Poppen en knuffelbeesten, mijn zus en ik hadden er vroeger best veel. Mijn zus speelde vaak dat de poppen haar baby’s waren. Ze had een poppenwagen met een babypop waarmee ze rondreed, ze verschoonde de pop met katoenen luiers en gaf haar de fles. Ik zette de poppen en dieren in een kring rond het schoolbord en gaf ze les of las ze voor.

Mijn zus is moeder geworden, ik niet. Ik ben (kunst)docent geworden, mijn zus niet. We speelden dat vroeger al: zij speelde ‘moedertje’, ik speelde ‘schooltje’. Zo oefenden we onbewust al voor de toekomst, voor als we later ‘groot’ waren. Je herkende onze interesses toen al!

Samen speelden we dat we schrijver waren en schreven we een boek op de typemachine. Mijn zus heeft nu een tekstbureau ‘Stoepkrijt’ en ik schrijf boeken. Ook dat hebben we vroeger gespeeld en dus geoefend. Mijn nichtje speelde ‘doktertje’ en plakte pleisters op haar poppen; ze is nu geneeskundestudent.

Jij maakt kunst. Veel van de lezers van mijn blogs durven zichzelf (nog) geen kunstenaar te noemen, ook al zijn ze al lange tijd bezig met kunst en maken ze geweldig werk.

Daar zijn veel redenen voor. In onze cultuur vinden veel mensen dat je kunstenaar bent als je kunstacademie hebt afgerond, als je werk in beroemde musea of galeries hangt, als je veel werk verkoopt, als je altijd superorigineel werk maakt en als je er een beetje ongewoon uitziet. Bovendien is het erg onduidelijk wanneer je werk eigenlijk kunst genoemd mag worden.

En als je nou eens speelt dat je kunstenaar bent? Net als vroeger?

Ga ‘kunstenaartje’ spelen. Doe alvast of je een wereldberoemd kunstenaar bent.

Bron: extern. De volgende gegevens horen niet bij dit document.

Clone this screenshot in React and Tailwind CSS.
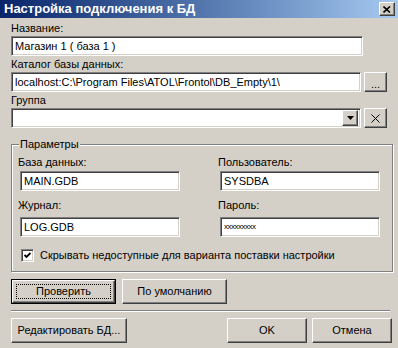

Dat hoef je niemand te vertellen, doe het gewoon stiekem. Geef jezelf een kunstzinnige bijnaam. Wees de kunstenaar die je graag wilt zijn; voel het in je lichaam. Wat voor werk maak je in je fantasie? Beeld je in hoe het is om je werk te exposeren, om complimenten te krijgen, om werk te verkopen – hoe reageer je, wat voel je?

Je maakt je kunst daarmee steeds iets belangrijker. Je oefent, door het te spelen en je in te beelden, je kunstenaarschap. Op een gegeven moment ga je steeds meer geloven dat je een kunstenaar bent, net als je vroeger bijvoorbeeld ‘moedertje’ of ‘schooltje’ speelde en voelde dat die rol je wel lag. Je verdiept je steeds verder in je rol, ‘speelt’ hem steeds beter.

Leer wat je nodig hebt om beter ‘kunstenaartje’ te spelen. Voel op welke manier het kunstenaarschap bij je zou passen door het op verschillende manieren te spelen.

Tot de dag dat je merkt dat de rol van kunstenaar werkelijkheid begint te worden. Dat je zekerder bent geworden van je zaak, dat je gaat geloven dat er inderdaad een kunstenaar in je zit. Dat is de dag dat je jezelf ‘kunstenaar’ durft te noemen, zonder terughoudendheid.

Wil jij later, als je ‘groot’ bent, kunstenaar worden? Laat het me weten, en begin vandaag nog met spelen!